The proposed exemption of stamp duty on leases of less than five years in respect of leases signed on or after a certain date this year announced by the Minister of Finance in the budget in February, applies to residential, commercial and retail leases, according to David Warmback of Durban law firm Shepstone & Wylie.
Clarity on the exemption and other relative matter has been issued in the form of amendments to the Stamp Duty Act, as contained in the Taxation Laws Amendment Bill published by National Treasury on 28 February.
Warmback notes that although the Bill refers to an April 1 commencement date, this has now been overtaken by verbal advice from SARS indicating the start date is likely to be June 1 2007.
While short term tenants will be pleased with the proposed exemption Warmback advises careful examination of the other changes and proper assessment of the full impact of the new provisions. “The five year exemption will not apply to leases where the total aggregate of the lease period exceeds five years after accounting for the renewals and extensions. If, for example, a lease of three years has a right of renewal for three years, the duty applies because the aggregate period exceeds five years.”
Furthermore, the existing legislation provides that if a lease is for an indefinite period (eg no fixed period but either party has the right to terminate after say three months notice to the other party), then such lease must be stamped for two years. The new provisions provide that it must be stamped for five years, which could incur considerable additional duty than is currently the case.
Parties, Warmback says must therefore consider carefully whether to provide for an indefinite period in a lease, particularly if it may be for a short period, although as discussed below, the parties should be able to apply for a refund if the lease terminates before five years.

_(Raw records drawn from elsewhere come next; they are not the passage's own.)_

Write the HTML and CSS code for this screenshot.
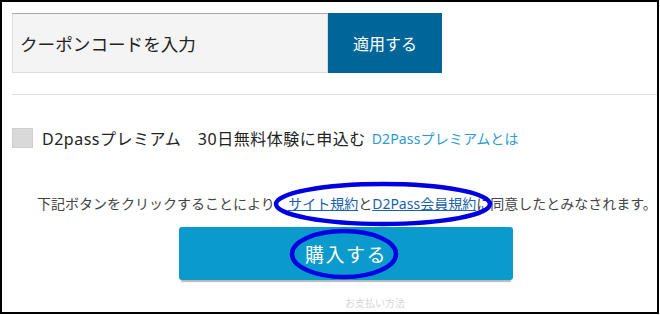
FILE: index.html
```html
<!DOCTYPE html>
<html lang="ja">
<head>
<meta charset="utf-8">
<link rel="stylesheet" href="styles.css">
</head>
<body>
<div class="frame">
  <div class="content">
    <div class="coupon">
      <div class="coupon-input">クーポンコードを入力</div>
      <div class="coupon-apply">適用する</div>
    </div>
    <div class="divider"></div>
    <div class="premium">
      <span class="checkbox"></span>
      <span class="premium-text">D2passプレミアム　30日無料体験に申込む</span>
      <a class="premium-link">D2Passプレミアムとは</a>
    </div>
    <p class="notice">下記ボタンをクリックすることにより、<a class="terms">サイト規約</a>と<a class="terms">D2Pass会員規約</a>に同意したとみなされます。</p>
    <div class="buy-row">
      <div class="buy">購入する</div>
    </div>
    <div class="faint">お支払い方法</div>
  </div>
</div>
<svg class="marks" width="660" height="315" viewBox="0 0 660 315">
  <ellipse cx="383" cy="204" rx="107" ry="20" fill="none" stroke="#0000e0" stroke-width="4.5"/>
  <ellipse cx="344" cy="254" rx="52" ry="23" fill="none" stroke="#0000e0" stroke-width="4.5"/>
</svg>
</body>
</html>
```

FILE: styles.css
```css
* { box-sizing: border-box; }
html, body { margin: 0; padding: 0; background: #fff; }
body {
  position: relative;
  width: 660px;
  height: 315px;
  font-family: "Noto Sans", "Noto Sans CJK JP", sans-serif;
  color: #222;
}
.frame {
  width: 659px;
  height: 314px;
  border: 2px solid #000;
  overflow: hidden;
}
.content {
  padding-left: 10px;
}
.coupon {
  display: flex;
  margin-top: 11px;
  height: 60px;
}
.coupon-input {
  width: 316px;
  background: #f4f4f4;
  border: 1px solid #dcdcdc;
  border-top-color: #a8a8a8;
  display: flex;
  align-items: center;
  padding-left: 7px;
  font-size: 17.6px;
  color: #222;
}
.coupon-apply {
  width: 114px;
  background: #006699;
  color: #fff;
  font-size: 16px;
  display: flex;
  align-items: center;
  justify-content: center;
}
.divider {
  margin-top: 21px;
  height: 1px;
  background: #e2e2e2;
}
.premium {
  display: flex;
  align-items: center;
  margin-top: 33px;
  height: 20px;
}
.checkbox {
  width: 21px;
  height: 20px;
  background: #d9d9d9;
  border: 1px solid #cfcfcf;
  margin-right: 9px;
}
.premium-text {
  font-size: 16px;
  letter-spacing: 0.5px;
  color: #222;
}
.premium-link {
  font-size: 14px;
  letter-spacing: 0.15px;
  color: #2b9bd1;
  margin-left: 6px;
}
.notice {
  margin: 46px 0 0 25px;
  font-size: 14px;
  line-height: 20px;
  color: #444;
  white-space: nowrap;
}
.terms {
  color: #1a5fab;
  text-decoration: underline;
}
.buy-row {
  display: flex;
  margin-top: 13px;
  padding-left: 167px;
}
.buy {
  width: 334px;
  height: 53px;
  background: #0a9bcc;
  border-radius: 3px;
  box-shadow: 0 4px 1px -2px #b8b8b8;
  color: #fff;
  font-size: 19px;
  letter-spacing: 1.5px;
  display: flex;
  align-items: center;
  justify-content: center;
}
.faint {
  margin: 17px 0 0 333px;
  font-size: 10px;
  line-height: 12px;
  color: #d6d6d6;
}
.marks {
  position: absolute;
  top: 0;
  left: 0;
  pointer-events: none;
}
```
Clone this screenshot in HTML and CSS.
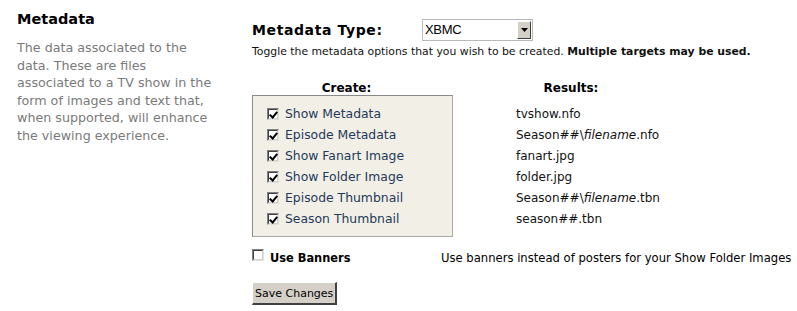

The existing section in the Act, which deals with refunds of stamp duty where leases are cancelled prior to the period for which they were required to be stamped also contains proposed amendments.
Currently a proportionate amount is refunded depending on the period between the cancellation and the period of original stamping. As leases under five years will be totally exempt, the proposed amendment provides for a refund in two instances. The first is if a lease is terminated before a period of five years where the total duty is refundable, and the second contemplates a refund of a proportionate amount where the lease is terminated after five years from the date it was concluded.
The final amendment proposed in the Bill deals with a cap on stamp duty payable on a lease which will be limited to the maximum rate of duty payable under the Transfer Duty Act, which was 10% of the value of the property and the amendment formally reduces the 10% rate to 8%. This is in line with the previous reduction in transfer duty rates to a similar figure.
Warmback says landlords and tenants must continue to apply the existing provisions of the Stamp Duty Act when stamping leases until such time as the new legislation is formally passed which is expected to be with effect from 1 June 2007.